T.C. İçişleri Bakanlığı’nın mahkemeye yolunu
seçtiği olayı yukarıda ifade etmeye çalıştım. İnsanız hata ederiz, yanlış
söyleyebiliriz. Özür dileriz olur biter. Bizim töremizde, inancımızda kültürel
değerlerimizin kodlarında bulunan insanî duygularımız elhamdülillah
ölmediğinden millet olarak affederiz ve unuturuz.

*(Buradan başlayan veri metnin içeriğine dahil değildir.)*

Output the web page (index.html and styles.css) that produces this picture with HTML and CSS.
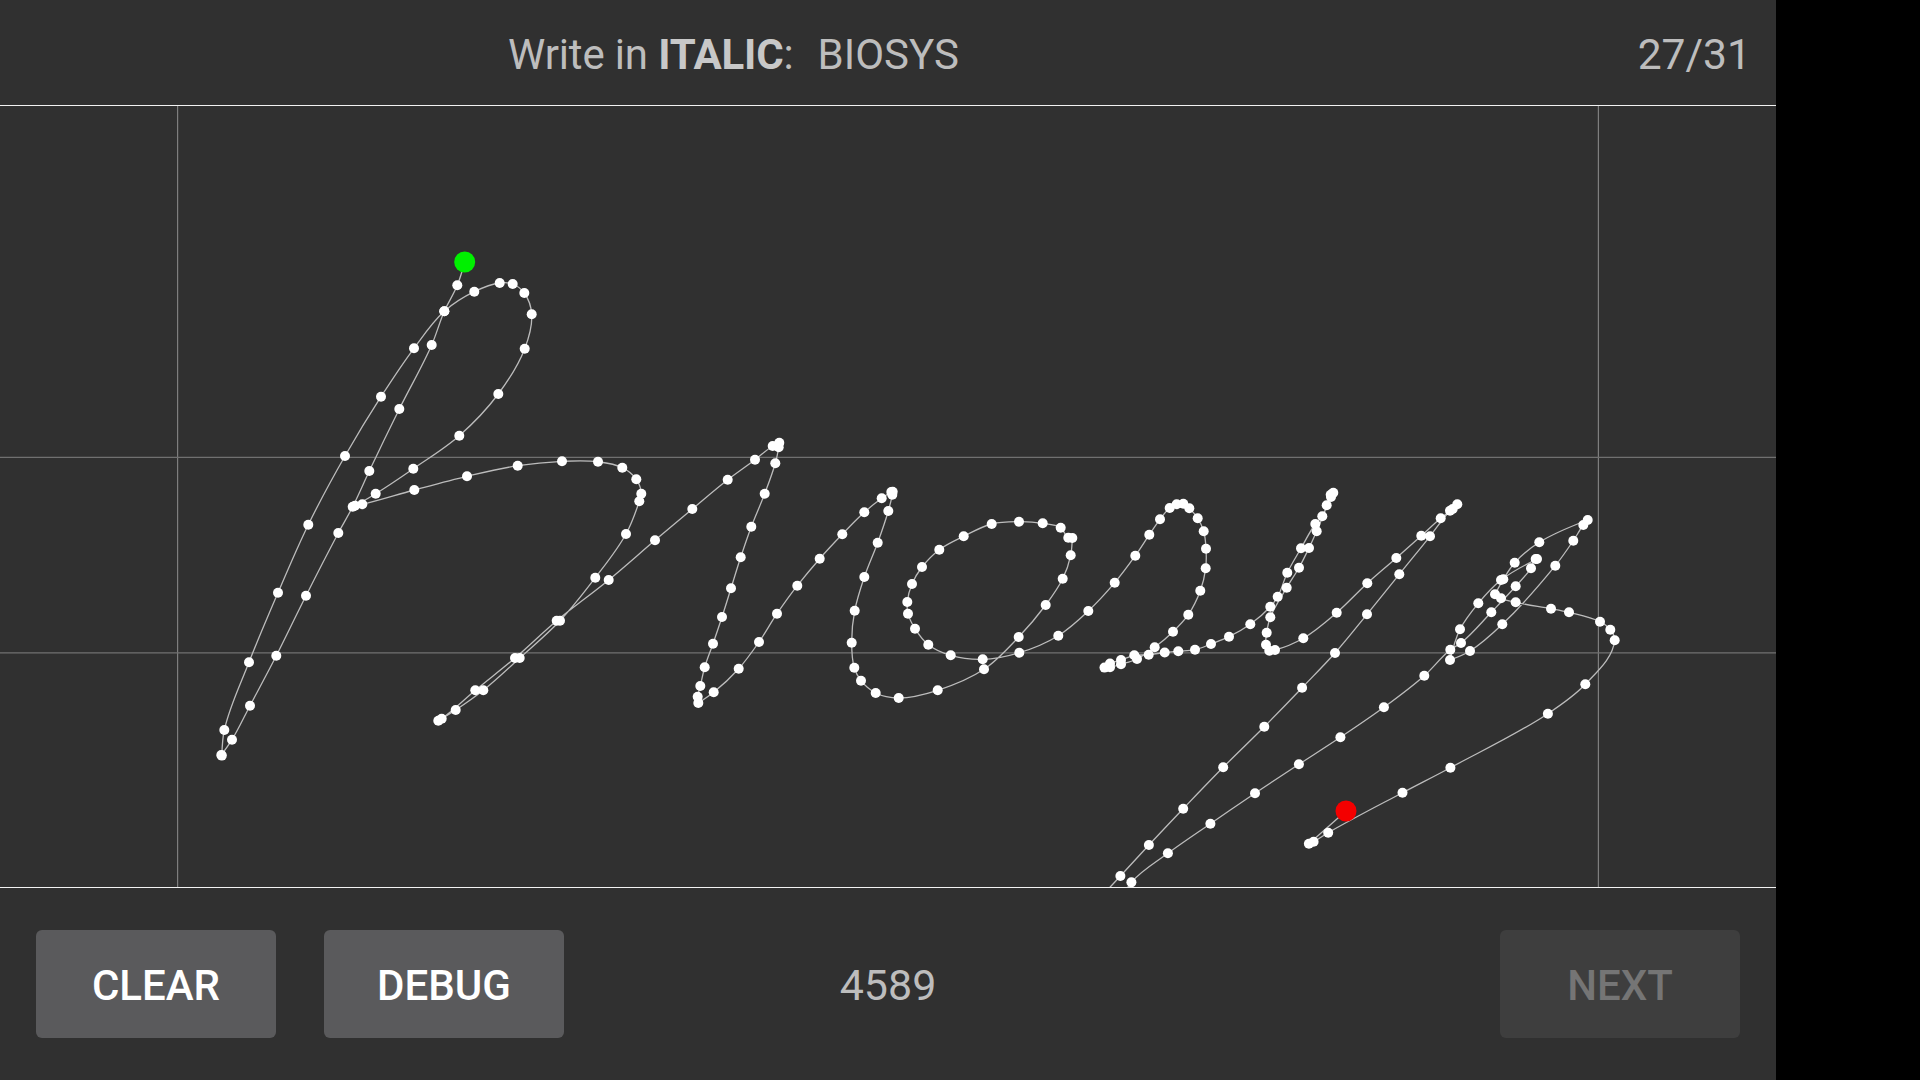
FILE: index.html
```html
<!DOCTYPE html>
<html lang="en">
<head>
<meta charset="utf-8">
<title>Write in ITALIC</title>
<link rel="stylesheet" href="styles.css">
</head>
<body>
<main class="app">
  <header class="header">
    <div class="prompt">
      <span class="instruction">Write in <b class="style-name">ITALIC</b>:</span>
      <span class="word">BIOSYS</span>
    </div>
    <span class="counter">27/31</span>
  </header>
  <section class="canvas">
    <svg id="pad" class="pad" viewBox="0 106 1776 781" xmlns="http://www.w3.org/2000/svg">
      <line class="guide-v" x1="177.6" y1="106" x2="177.6" y2="887"></line>
      <line class="guide-v" x1="1598.4" y1="106" x2="1598.4" y2="887"></line>
      <line class="guide-h" x1="0" y1="457.3" x2="1776" y2="457.3"></line>
      <line class="guide-h" x1="0" y1="652.9" x2="1776" y2="652.9"></line>
    </svg>
  </section>
  <footer class="footer">
    <div class="actions">
      <button class="btn" type="button">CLEAR</button>
      <button class="btn" type="button">DEBUG</button>
    </div>
    <span class="count">4589</span>
    <div class="actions actions-end">
      <button class="btn btn-disabled" type="button" disabled>NEXT</button>
    </div>
  </footer>
</main>
<script src="app.js"></script>
</body>
</html>
```
FILE: styles.css
```css
* { box-sizing: border-box; }
html, body { margin: 0; height: 100%; }
body {
  background: #000;
  font-family: Roboto, "Liberation Sans", sans-serif;
  overflow: hidden;
}
.app {
  width: 1776px;
  height: 1080px;
  background: #303030;
  display: flex;
  flex-direction: column;
}
.header {
  height: 105px;
  display: flex;
  align-items: center;
  justify-content: space-between;
  padding: 3px 25px 0 508px;
  font-size: 42px;
  color: #bdbdbd;
}
.prompt { display: flex; gap: 24px; }
.instruction { letter-spacing: -0.15px; }
.style-name { font-weight: 700; color: #c8c8c8; }
.counter { font-size: 42.6px; }
.canvas {
  height: 783px;
  border-top: 1px solid #f2f2f2;
  border-bottom: 1px solid #f2f2f2;
}
.pad { display: block; width: 1776px; height: 781px; overflow: hidden; }
.guide-v { stroke: #7e7e7e; stroke-width: 1.2; }
.guide-h { stroke: #707070; stroke-width: 1.3; }
.stroke-line { fill: none; stroke: #bcbcbc; stroke-width: 1.3; }
.dot { fill: #fff; }
.dot-start { fill: #00f000; }
.dot-end { fill: #f40000; }
.footer {
  height: 192px;
  display: grid;
  grid-template-columns: 1fr auto 1fr;
  align-items: start;
  padding: 42px 36px 0;
}
.actions { display: flex; gap: 48px; }
.actions-end { justify-content: flex-end; }
.btn {
  width: 240px;
  height: 108px;
  padding: 2px 0 0;
  border: 0;
  border-radius: 6px;
  background: #5a5a5c;
  color: #fff;
  font: 500 42px Roboto, "Liberation Sans", sans-serif;
}
.btn-disabled { background: #3e3e3e; color: #757575; }
.count {
  height: 108px;
  padding-top: 2px;
  display: flex;
  align-items: center;
  font-size: 43px;
  color: #bdbdbd;
}
```
FILE: app.js
```js
var pts = [
[464.7,262],[457.3,285.3],[444.3,311.3],[431.7,345],[399.3,409],[369.3,471],[352.7,506.7],[338.3,533],[306,595.7],[276.3,655.7],[250,705.7],[232,739.7],[221.3,755],[221.8,755.6],[224.3,730],[249,662.3],[278,592.7],[308.3,524.7],[345,456],[381,396.7],[414,348.3],[444.3,311.3],[474.3,291.7],[499.7,283],[512.7,284],[524.3,293],[531.7,314.3],[524.7,348.7],[498.3,394],[459.3,435.7],[413.3,468.7],[375.7,493.7],[355,505.7],[362.3,504.3],[414.3,490],[467,476.3],[517.7,465.7],[562,461.3],[598,461.7],[622.3,467.7],[636.3,479.3],[641.3,493.7],[639.3,501.3],[626,534],[595.3,577.7],[560,620.7],[519.7,658],[483.3,690.3],[455.7,710],[438.3,720.7],[441.7,718.7],[475.3,690.3],[515,658],[556.7,620.7],[608.7,580],[655,540.3],[692.3,509],[727.7,479.7],[755,459.7],[772.7,446],[779.3,442.7],[778.7,447.3],[775.3,463.3],[764.7,493.7],[751.3,526.7],[740.7,557.3],[731,588.3],[722,617],[713,643.7],[704.7,667.3],[700.3,686],[697.7,696.7],[698.3,703],[713.7,692.3],[738.7,668.7],[759,642],[777,613.7],[797.3,585.7],[819.7,558.7],[842.3,534.3],[864.3,512.3],[881.7,498.3],[891.3,492],[892.7,491.7],[892.3,494.7],[888.3,511],[877.7,542.7],[864.3,577],[854.7,610.7],[851.7,642.7],[854.3,667.7],[861,680.7],[875.7,693],[898.7,698],[937.7,690.3],[984,669.3],[1018.7,637],[1045.7,605],[1062.7,578.7],[1070.7,555.3],[1072.3,538],[1068.3,537.7],[1060.7,527.7],[1042.7,523.3],[1019,521.7],[991.7,524],[963.7,536.3],[939.3,549.7],[922,567],[912,584],[907.3,602],[908,613.7],[915,628.7],[928.3,644.7],[950.7,655.3],[982.7,659.3],[1019.3,652.7],[1058.3,635.7],[1088.3,611],[1114.7,582.7],[1135.3,555.7],[1149.3,534.7],[1160,519.3],[1169.7,508],[1176.7,504.3],[1183.3,503.7],[1189.3,508.3],[1197.7,518.3],[1203.7,531.3],[1206,548.7],[1205.7,568.3],[1200.3,590.7],[1188.3,614.7],[1173,631.7],[1154.7,647.3],[1137,659],[1121,664.3],[1110,667.3],[1104.5,667.6],[1110,663.5],[1121,660],[1134.3,655.3],[1148.7,654.7],[1164.7,652.5],[1178.3,651.3],[1195,649.7],[1211,644],[1229,636.7],[1250.3,624.3],[1270.3,606.7],[1277.7,596.7],[1287.3,572.7],[1301,548.3],[1315.3,524],[1322.3,516.3],[1326.7,505.3],[1330.7,494.7],[1333.3,492.7],[1331,497],[1316.7,531.3],[1309,548],[1299,567.7],[1286.7,587.7],[1270.3,617.3],[1266.7,632.7],[1266,644.7],[1269.3,650.7],[1275,650],[1303.3,638.3],[1336.7,612.7],[1367.3,583.3],[1396.3,558],[1421.3,535.7],[1440.7,518.3],[1452.7,509],[1457.3,504.3],[1450,510.7],[1430,536.3],[1399.3,574.3],[1367,614.3],[1335,653],[1302.1,687.7],[1264.3,726.7],[1223.2,767.3],[1183.2,808.7],[1148.9,845],[1120.4,876],[1100,898],[1118,906],[1131.4,882.3],[1167.9,853.3],[1210.4,823.7],[1255,793.3],[1298.9,764.3],[1340.4,737.3],[1383.9,707.3],[1424.3,675.7],[1450.3,649.7],[1461,643],[1491.3,612.3],[1515.7,586.3],[1531,568.3],[1535.7,559],[1537,559],[1501,580],[1478.3,603.3],[1460,629.3],[1450,660],[1470,651],[1502.3,624.3],[1555.3,565.7],[1573.3,540.7],[1583.3,525],[1587.7,520],[1539.3,542.3],[1514.7,562.7],[1503.3,579.3],[1495,594.3],[1501,598.3],[1515.7,602.3],[1551,608.7],[1569,612.3],[1600,621.7],[1610.3,629.7],[1614.7,640.3],[1585.3,684.3],[1547.9,713.7],[1450.4,767.7],[1402.5,792.7],[1328.2,832.7],[1313.6,841.7],[1308.9,843.7],[1346,811]
];

var NS = "http://www.w3.org/2000/svg";
var pad = document.getElementById("pad");

function make(tag, attrs) {
  var el = document.createElementNS(NS, tag);
  for (var k in attrs) el.setAttribute(k, attrs[k]);
  return el;
}

function unit(a, b) {
  var dx = b[0] - a[0], dy = b[1] - a[1];
  var len = Math.hypot(dx, dy) || 1;
  return [dx / len, dy / len, len];
}

// tangent at point i; null marks a sharp corner where the pen reversed
function tangent(i) {
  if (i === 0 || i === pts.length - 1) return null;
  var u = unit(pts[i - 1], pts[i]);
  var v = unit(pts[i], pts[i + 1]);
  if (u[0] * v[0] + u[1] * v[1] < 0.35) return null;
  return unit([0, 0], [u[0] + v[0], u[1] + v[1]]);
}

var d = "M" + pts[0][0] + " " + pts[0][1];
for (var i = 0; i < pts.length - 1; i++) {
  var a = pts[i], b = pts[i + 1];
  var len = Math.hypot(b[0] - a[0], b[1] - a[1]) / 3;
  var ta = tangent(i), tb = tangent(i + 1);
  var c1 = ta ? [a[0] + ta[0] * len, a[1] + ta[1] * len] : a;
  var c2 = tb ? [b[0] - tb[0] * len, b[1] - tb[1] * len] : b;
  d += "C" + c1[0].toFixed(1) + " " + c1[1].toFixed(1) + " " +
       c2[0].toFixed(1) + " " + c2[1].toFixed(1) + " " + b[0] + " " + b[1];
}
pad.appendChild(make("path", { d: d, "class": "stroke-line" }));

for (var j = 1; j < pts.length - 1; j++) {
  pad.appendChild(make("circle", { cx: pts[j][0], cy: pts[j][1], r: 5, "class": "dot" }));
}
pad.appendChild(make("circle", { cx: pts[0][0], cy: pts[0][1], r: 10.5, "class": "dot-start" }));
pad.appendChild(make("circle", { cx: pts[pts.length - 1][0], cy: pts[pts.length - 1][1], r: 10.5, "class": "dot-end" }));
```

Eli öpülesi muallimlerimize yönelik “Mevcut iktidarın peşinden giden öğretmen varsa, kimse kusura bakmasın ben ona öğretmen demem" şeklindeki skandal sözlerinden geri adım atmaması; “Borsa İstanbul'u Katarlılara satıyorsunuz. Gayet güzel. İhale yaptınız mı? Belki başka bir ülke gelip diyecekti ki ben şu kadar veriyorum. Niye ihale yapmadılar. Siz bu soruyu sormazsanız, bu sorunun cevabını almazsanız, bu sorunun cevabını vermeyen siyasi organa oy veremezsiniz. Verdiğiniz her oy. Bakın inançla söylüyorum, her oy haram olur. Her oy haram olur..." şeklinde konuşarak siyasetin dilini dinî kavramla çerçevelemesi; Gezi davasında beraat veren hâkimler hakkında inceleme başlatan HSK için "Hâkimler ve Savcılar Alçak Kurulu" ifadesini kullanmasını bu vesile ile hatırlatıp “Militan Emekli” yakıştırmasıyla emeklileri unutmamasını söyleyecektim ama gökten üç elma düşercesine CHP den üç milletvekilinin istifa etiği haberi gündemin ortasına ‘güm’ diye düşüverdi.
İstifaların ardından ‘İnce’ bir toz bulutunun yükseleceğini meteoroloji uzmanları söylemeyince yazalım dedik.